I'm really happy that the survival guide exists. I've recently started playing Java after years of bedrock. The guide has really helped me speed up how things like redstone works, where to find stuff and how to use different commands. This video has me interested in making my own automated storage.
This guide is also the reason why I've started playing java too. So thank you for that too.
No matter how long I've been playing Minecraft, these remain SO useful. 👍I always need a reminder. 😅
Also watching this brought me back to season 1 of Survival Guide; your storage room then is so nostalgic for me and it’s crazy to think how far the game has come since then
Hey Pixl, thanks for the item filter tutorial and red stone lesson. And can't wait to see what you come up with this time for the storage building... till next eps Cheers
This is exactly what i needed right now. While I'm in bedrock and using an item categorizer instead of filters, getting an idea about layout and organization is really helpful right now
Wake up babe, new survival guide episode just dropped.
The legend never die...
@@JMTHEVORTEX it should
Go back to sleep babe, you can't comprehend the redstone going on in the video you're an NPC.
Pathetic.
Overused
seriously impressive!! thanks for not only making a tutorial, but breaking down WHY it works. its what i was looking for and was nearly about to give up because the big 'tube wasn't helping much
any idea how i could build indicator lights for when a chest is full?
my only thought is separating the backhand redstone so when the hopper fills up it can pass a signal to a lamp but it would effectively double the size of the set. maybe..
This is absoluty an episode I will be referring back to...so...so many times. Automatic storage filter rooms always felt like magic. Like how does that even work...magic! But hearing you explain it...reminds me of high school calculus (I kind of understand but some of it gets fuzzy but I can definitely do it with a little bit of effort). Thank you so much for sharing! You explain it really well!
It's the episode I have been waiting for! I've just started to set up my auto-storage room in my single-player world. This episode gave me an idea for the layout thanks.
A key advantage to locating storage underground, is that you can expand it later without messing up the surface. And no matter how big you build your storage area, sooner or later you *will* need to expand it. Repeatedly.
Bruh. I built my original mining sorter back in 1.10 or so, had slots for 20 items plus an overflow chest and that was plenty. I'm currently up to 120+ slots and it'll probably go up more when the End update finally drops. Just have to keep digging down and building new rows and silos for all the new minerals and soils they keep adding. I feel like Forrest Gump when I'm doing it too - "Well, there's gold ore, raw gold, raw gold block, nether gold ore, gold nuggets....."
@@Raskolnikov70 Yep, yep, yep.
"I need a whole chest just for the random junk that lands in my inventory when mining (cobble, dirt, granite, ...)" quickly becomes "I need a set of six or eight chests for _each_ of those things," and it doesn't end there.

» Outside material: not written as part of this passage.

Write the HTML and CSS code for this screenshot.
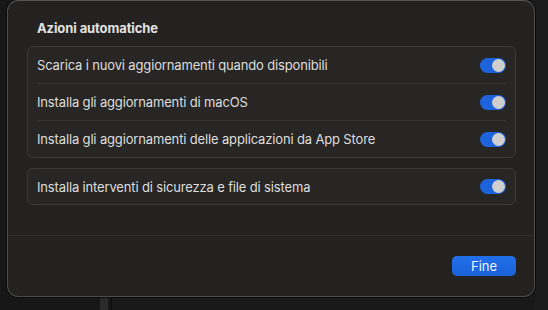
FILE: index.html
```html
<!DOCTYPE html>
<html lang="it">
<head>
<meta charset="utf-8">
<title>Azioni automatiche</title>
<link rel="stylesheet" href="styles.css">
</head>
<body>
<div class="sheet">
  <div class="content">
    <h1 class="title">Azioni automatiche</h1>
    <div class="group">
      <div class="row">
        <span class="label">Scarica i nuovi aggiornamenti quando disponibili</span>
        <span class="toggle on"><span class="knob"></span></span>
      </div>
      <div class="row">
        <span class="label">Installa gli aggiornamenti di macOS</span>
        <span class="toggle on"><span class="knob"></span></span>
      </div>
      <div class="row">
        <span class="label">Installa gli aggiornamenti delle applicazioni da App Store</span>
        <span class="toggle on"><span class="knob"></span></span>
      </div>
    </div>
    <div class="group">
      <div class="row">
        <span class="label">Installa interventi di sicurezza e file di sistema</span>
        <span class="toggle on"><span class="knob"></span></span>
      </div>
    </div>
  </div>
  <div class="footer">
    <button class="btn-primary">Fine</button>
  </div>
</div>
</body>
</html>
```

FILE: styles.css
```css
html, body {
  margin: 0;
  padding: 0;
}
body {
  width: 548px;
  height: 310px;
  overflow: hidden;
  background: linear-gradient(to right, #171717 0 100px, #2a2a2a 100px 108px, #171717 108px 111px, #0c0c0c 111px 112px, #191919 112px 535px, #1b1b1b 535px);
  font-family: "Inter", "Liberation Sans", sans-serif;
  -webkit-font-smoothing: antialiased;
}
.sheet {
  margin-left: 7px;
  width: 528px;
  height: 297px;
  box-sizing: border-box;
  background: #232220;
  border: 1px solid #4e4d4c;
  border-top-color: #555453;
  border-radius: 11px;
  box-shadow: 0 0 0 1px #0a0a0a;
  display: flex;
  flex-direction: column;
}
.content {
  padding: 19px 18px 0 19px;
  height: 235px;
  box-sizing: border-box;
  border-bottom: 1px solid #2f2e2d;
  display: flex;
  flex-direction: column;
  gap: 10px;
}
.title {
  margin: 0 0 0 10px;
  font-size: 13px;
  line-height: 16px;
  font-weight: 700;
  color: #e2e2e2;
  letter-spacing: -0.1px;
}
.group {
  background: #272624;
  border: 1px solid #3c3b3a;
  border-radius: 6px;
}
.row {
  height: 36px;
  margin: 0 9px;
  display: flex;
  align-items: center;
  justify-content: space-between;
  border-bottom: 1px solid #363533;
}
.row:last-child {
  border-bottom: none;
}
.group:last-child .row {
  height: 35px;
}
.label {
  font-size: 13px;
  color: #dedede;
  letter-spacing: -0.15px;
}
.toggle {
  width: 26px;
  height: 15px;
  border-radius: 8px;
  background: #1d64dc;
  display: flex;
  align-items: center;
  justify-content: flex-end;
  padding: 0 1px;
  box-sizing: border-box;
}
.knob {
  width: 13px;
  height: 13px;
  border-radius: 50%;
  background: #cfcfcf;
}
.footer {
  flex: 1;
  display: flex;
  justify-content: flex-end;
  align-items: flex-start;
  padding: 20px 18px 0 0;
}
.btn-primary {
  width: 64px;
  height: 20px;
  border: none;
  border-radius: 5px;
  background: linear-gradient(#2170ea, #1a62d8);
  color: #eef2fb;
  font-family: "Inter", "Liberation Sans", sans-serif;
  font-size: 13px;
  padding: 0;
  line-height: 20px;
}
```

I know how to do almost everything he does in these videos, I simply enjoy watching them.
Same, been playing survival minecraft since Java 1.8 but still enjoy the reminder and occasionally learning something new that I'd overlooked in the past!
ive been intimidated to make an auto storage system, but im gonna give it a try! i really appreciate your chill, instructional vids! Awesome series!
This is perfect timing since I'm just getting my storage area sorted! Thank you for all the explanations and including the smaller versions! :3
When you said "smallest item filter" at the beginning of the video, I assumed you were talking about the chest and hopper setup all by itself. Because that's technically an item filter too - just put at least one item in every storage slot in the chest. Then when you put items in the hopper, if there's a similar item in the chest (but not a full stack of that item) the hopper will push it into the chest. If that item isn't in anywhere in the chest, it stays in the hopper.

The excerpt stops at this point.